しかしそのモックアップと、劇中で登場する「ダークスター」は、版権的に別物と考えられているそうで、同メーカーはモックアップではなく、劇中に登場する機体の特徴のみを確認して作ったとのことです。なぜそうなったかというと、モックアップを製作した会社に関係があります。
撮影中のモックアップの作成には、世界初の実用ステルス戦闘機F-117「ナイトホーク」や、実用機として世界最速のギネス記録を持つ偵察機SR-71「ブラックバード」を生み出したロッキード・マーチンの開発部門「スカンク・ワークス」が協力しています。
同作に対するスカンク・ワークスの協力はかなり本格的なもので、全体の規模は不明であるものの、同社WEBサイトによればコンセプトデザイナー、整備士、製造監督、実物モデルを作るエンジニアなどが参加。
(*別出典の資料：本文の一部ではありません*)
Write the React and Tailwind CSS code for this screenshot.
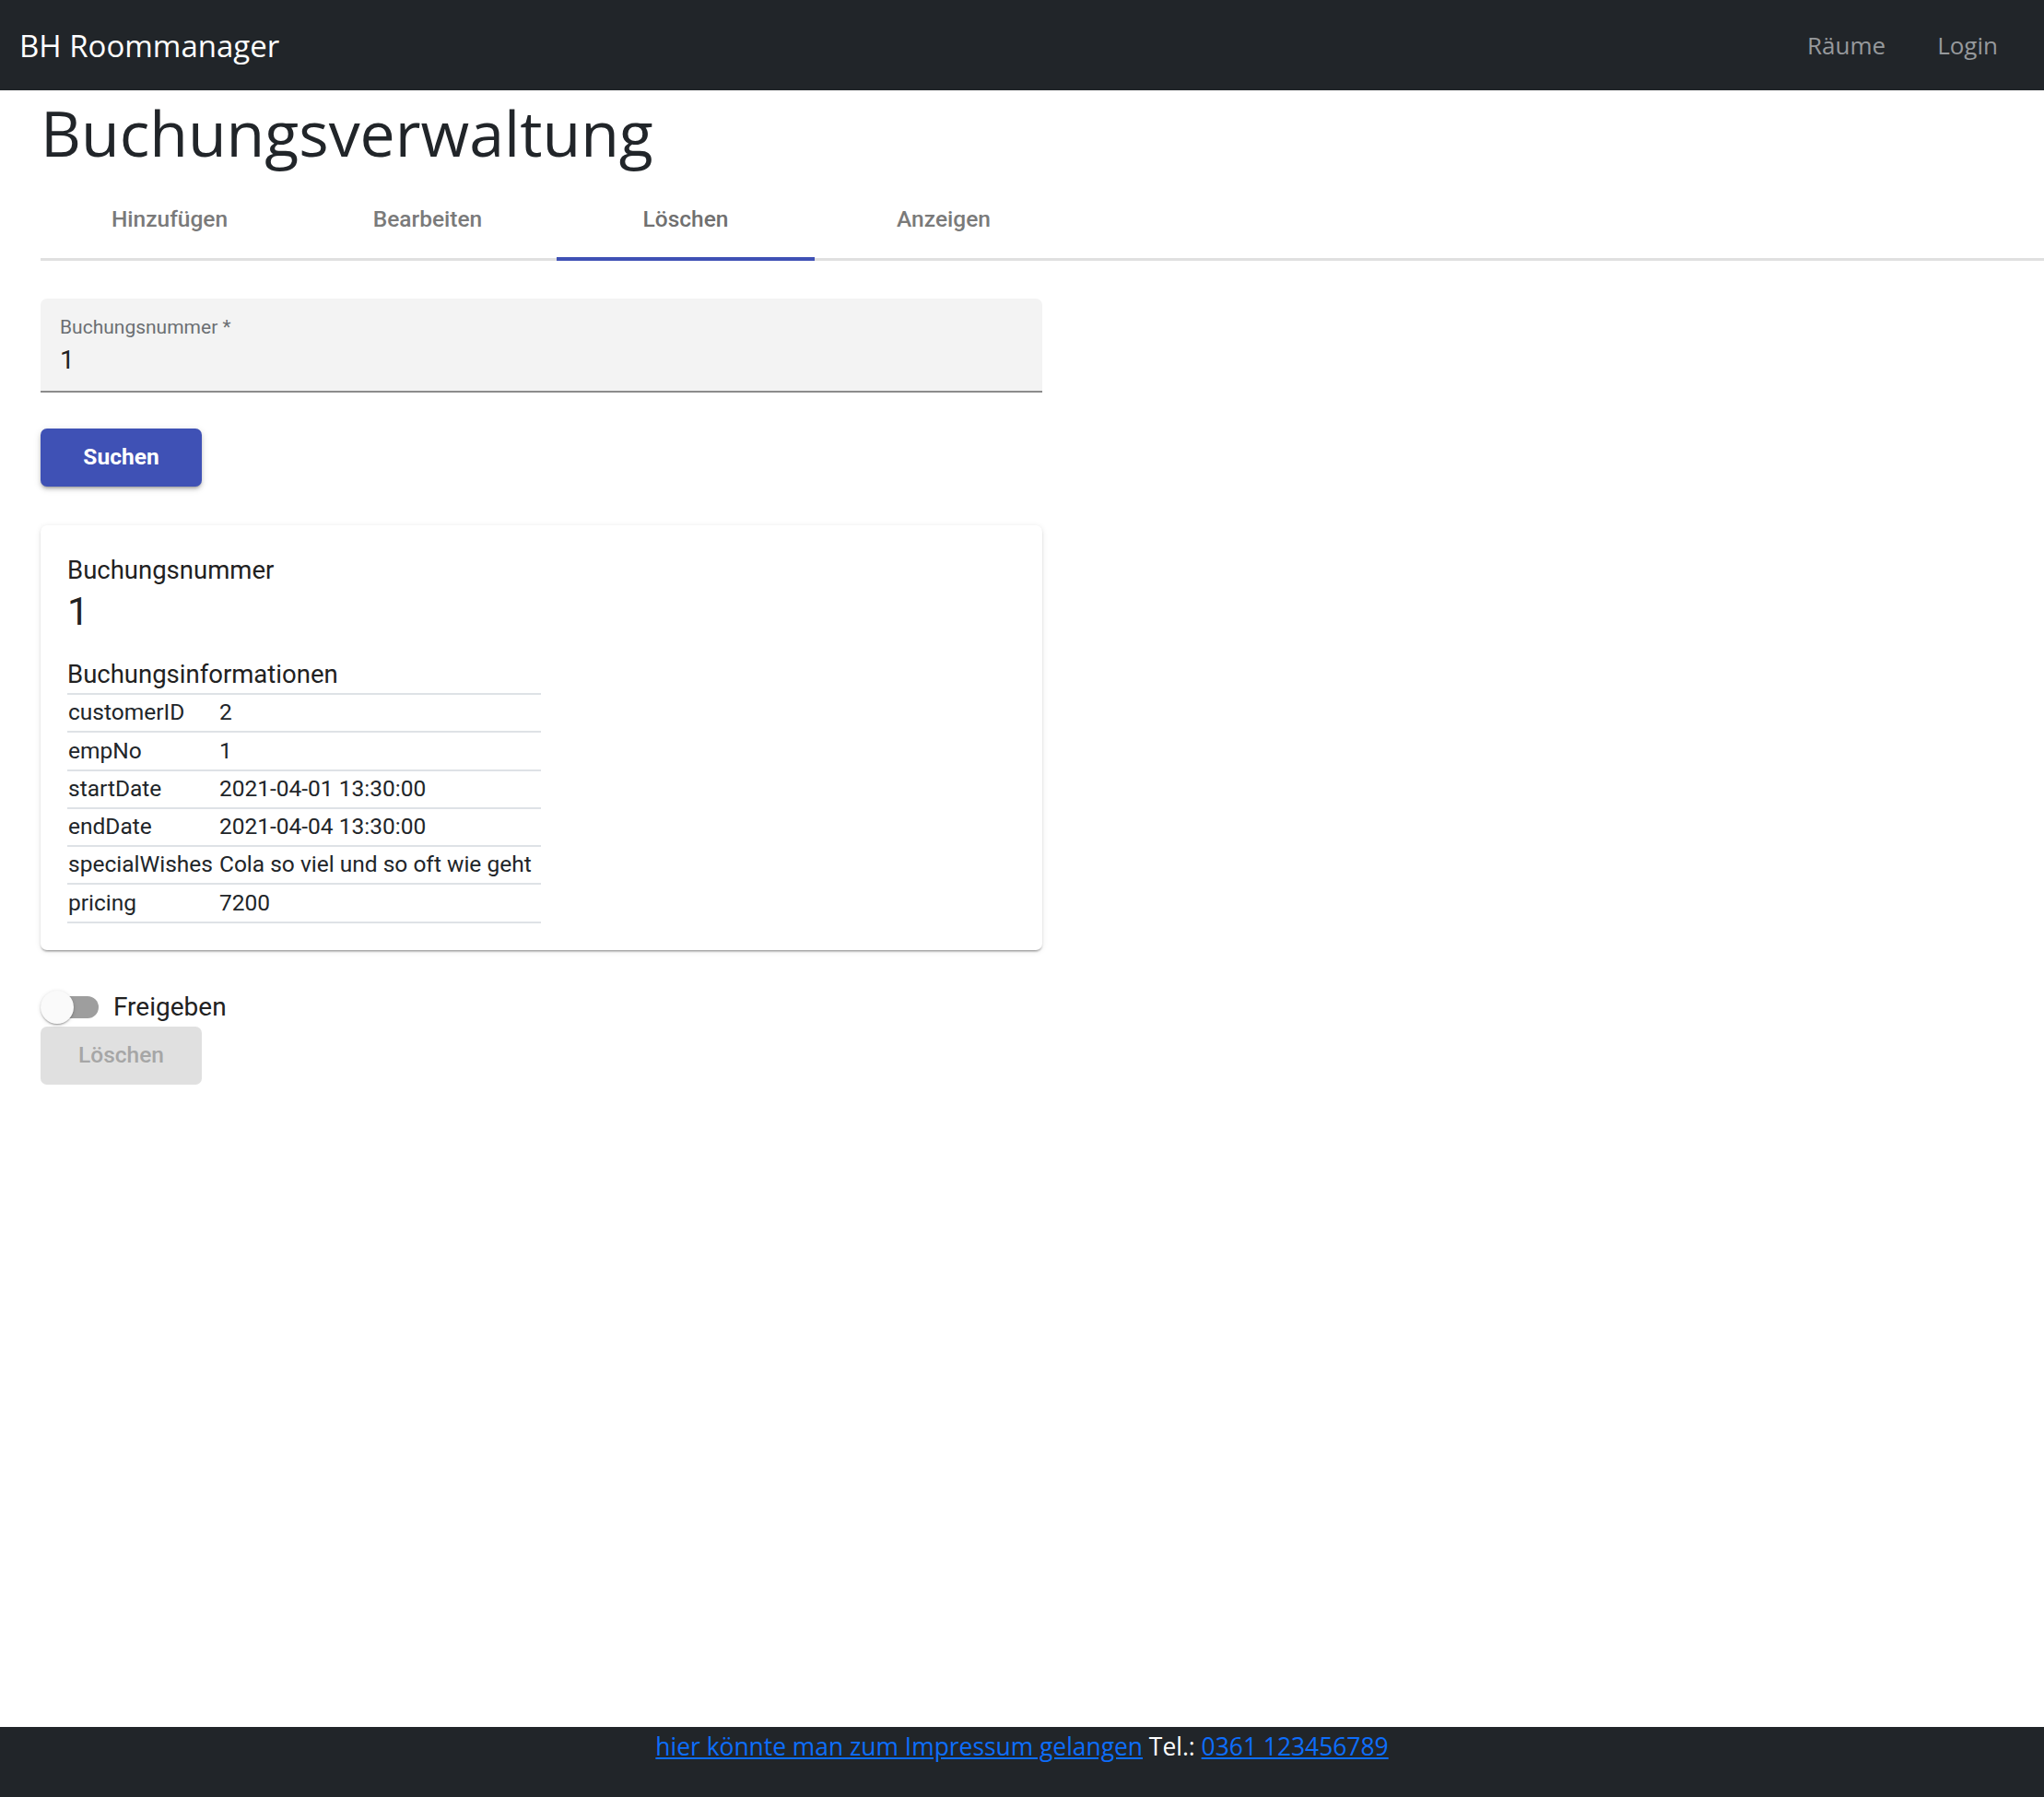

飛行こそできないものの、実機さながらの精巧さを持ったモックアップでした。
そうした経緯から、モックアップの権利に関してはロッキード・マーチンとスカンク・ワークスが持っているそうです。そのため、劇中の「ダークスター」と公開後に保存されているモックアップの「ダークスター」は別ものとなるようです。
もちろん飛行状態の様子は劇中のCGでしか存在していませんが、それ以外のシーンに関してもスカンク・ワークスがアメリカで不定期にイベント公開している「ダークスター」を参考にしてはいけなかったようです。担当者は「製造した企業なども出してはいけなかったので、最初の説明書やボックスアートの説明は(版元の)パラマウントさんに、だいぶ修正を受けましたが、オフィシャルでやる以上、そこは守らないといけないので、修正しました」と、かなり苦労もあったようです。
もちろん、製品の箱に関しても、モックアップの写真を使うのはNGですが、そこに関しては、ファインモールドなどでボックスアートを手掛ける有名イラストレーターが是非やりたいと言ってくれたそうで、問題はなかったそうです。